Over $1 billion dollars in one-time spending
CBC News looked at all announcements of one-time spending from the provincial government between Feb. 14 and March 13.
All told, there were 107 separate funding announcements that went out during that period: 84 were for funds going to Liberal ridings, compared to just seven for NDP ridings and 16 that were for funding across the province.
But of that money, about $536 million went to projects in ridings held by the B.C. Liberals, $274 million went to projects in ridings held by the NDP, and $230 million went to projects where money didn't affect any one particular riding, such as $9 million for the Rick Hansen Foundation, or $4 million in immediate funding for paramedic equipment.
So why the discrepancy in announcements?
Grant announcements only in Liberal ridings
The answer comes from how the government chooses to publicize a variety of annual grants and funds that different organizations and local governments can apply for.
For example, in one release on March 11, the government announced $43.5M in funding for 26 new infrastructure projects across B.C., under the Small Communities Fund.
They followed that with 11 separate releases about infrastructure in various parts of the province. Each one was in a riding held by the B.C. Liberals, and each one — such as $3.08 million for improving 4.8 kilometres of Pleasant Valley Road in the Vernon-Monashee town of Spallumcheen — came with detailed background information and quotes from the local MLA that can be used for local news stories.

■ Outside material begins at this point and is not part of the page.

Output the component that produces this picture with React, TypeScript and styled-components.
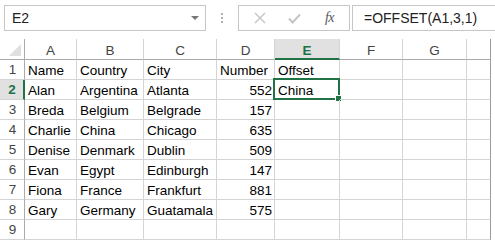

It was a similar situation with the Rural Dividend Fund or a grant program that focuses on projects for seniors: releases happened for very small grants in Liberal-held ridings (the smallest of which was $6,350 for engineered drawings to connect a nature centre to municipal services in Pemberton), but very rarely in NDP-held ones.
Government says no targeted media program exists
Minister of Advanced Education Andrew Wilkinson, who oversees the Government Communications and Public Engagement branch, was adamant that politics don't dictate which funding announcements get separate news releases and which ones don't.
"I'm not aware of any targeted media program in terms of which ridings are receiving grants," he said. "Media releases are structured in a way to get information out to all British Columbians."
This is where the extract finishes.